A. The bursting of the internet bubble has taken a chunk out of your wealth - and that of many other readers who have written to us in similar situations.

You might re-examine the advice you were originally given to check that your attitude to risk was adequately considered. If it was not, you may have grounds for a claim for mis-selling.

Otherwise, having now taken the hit, you might be better off to stick and hope that the value of the funds goes back up. But you need to take advice from a good independent financial adviser, who can take account of your attitude to risk, your financial goals and the prospects for these funds.
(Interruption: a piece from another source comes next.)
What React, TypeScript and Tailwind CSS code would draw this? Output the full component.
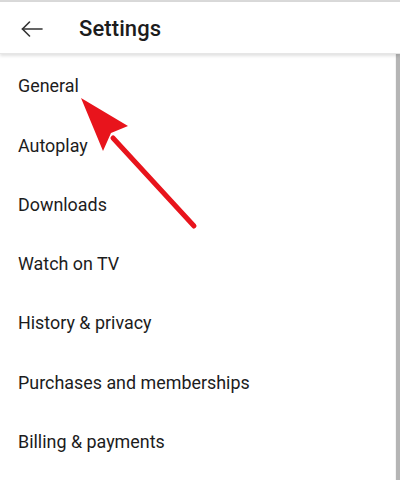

Q. I am a 40 year-old German, now working and intending to stay in the UK and I have begun paying into a UK occupational pension scheme. What books and websites might someone from abroad look at to get a grip on the UK financial and investment systems and how to secure wealth?
JA, Canterbury

A. As you have already discovered, The Independent's personal finance pages are a good place to start. The problem elsewhere is finding material that is understandable and relevant. We would suggest subscribing to Which? magazine, and perhaps looking at older reports through its online database at www.which.net. This should provide useful knowledge both on the UK's investment and savings structure and on the best products in the fields.

Further information on the best financial products can be obtained from Moneyfacts - a selection of its findings are reproduced in Save & Spend in The Independent on Saturdays, but more detail can be obtained at www.moneyfacts.co.uk.

Several of the larger accountancy firms also provide very useful information for migrant workers, particularly on tax rates - the BDO Stoy Hayward website, www.bdo.co.uk, includes simply laid out information on the UK tax structure as amended by the latest Budget.

For information on the pensions system, the best source is probably the Pensions Advisory Service's website, www.opas.org.uk. Finding a simple, useful and independent source of investment advice is particularly difficult, but Investors Chronicle magazine is probably your best option.